There is a theological perspective called “god of the gaps”. This idea is that whenever humans are exposed to something they don’t understand, they fill it with a notion that they have already accepted. At many times in history, that was with gods and mythology. As so, all the gaps humans had in their knowledge were explained away easily.
This is not to say the god, but a god was always responsible for everything that appeared outside our control. In more modern times the gaps that we didn’t understand, the stars, the tides, the very makeup of our being all being explained by science. Which can be a belief system in itself, but as great as science is, it doesn’t replace everything. Unfortunately, these gaps that still exist, even when sometimes explanations are available, are being replaced by conspiracy theory.
While gaps in scientific knowledge are certainly still being used to justify a belief system, when it comes to gaps linked to more social problems, the gaps is often filled with ‘alternative theory’. That’s not to say that some conspiracy theories don’t eventually come to have merit — perhaps this is why they have become so attractive to those seeking to understand things that can’t be explained away. This of course is part of the issue.
I love to understand as much as I can. Yet at some point I have to realise that I cannot become an expert on everything and put trust in people that do. After studying scientific method, but not being a scientist, for numerous years, I like to rely on my hidden bullshit detector. So, I use both my knowledge and a high level of suspicion to fill the gaps in my knowledge whenever I come up against them. Without letting one source tell me the way, more taking a broad overview of information and letting it point the rough direction.

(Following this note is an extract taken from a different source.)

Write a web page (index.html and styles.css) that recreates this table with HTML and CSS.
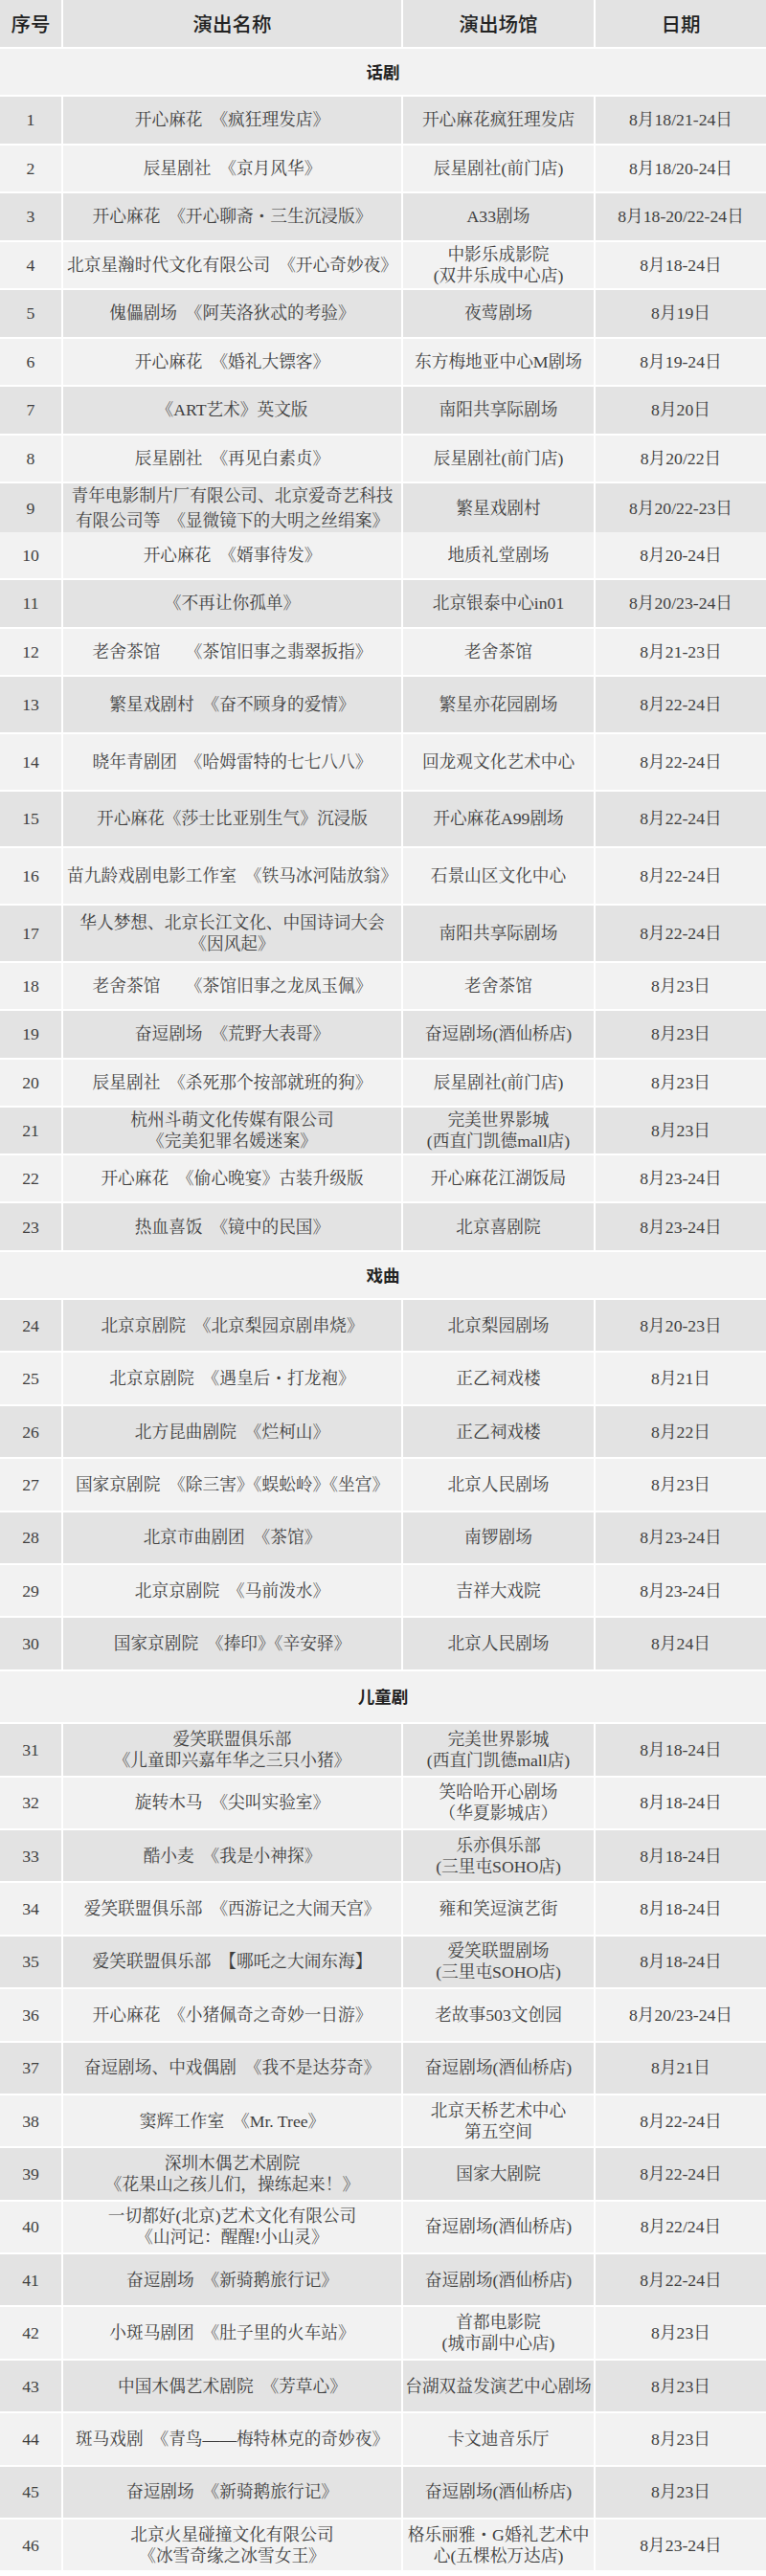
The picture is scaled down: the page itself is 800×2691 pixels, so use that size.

Although, for some. A similar approach may be true. However, with their underlying desire for everything to be explained, and all responsibility removed, leads to belief in stories. We can blame social media for increasing it (undoubtably true) but the thirst to understand is one we all share. Which makes these beliefs somewhat understandable as away to bring understanding to an ever-changing and impossible to understand world, now my worry is that we are addicted to it.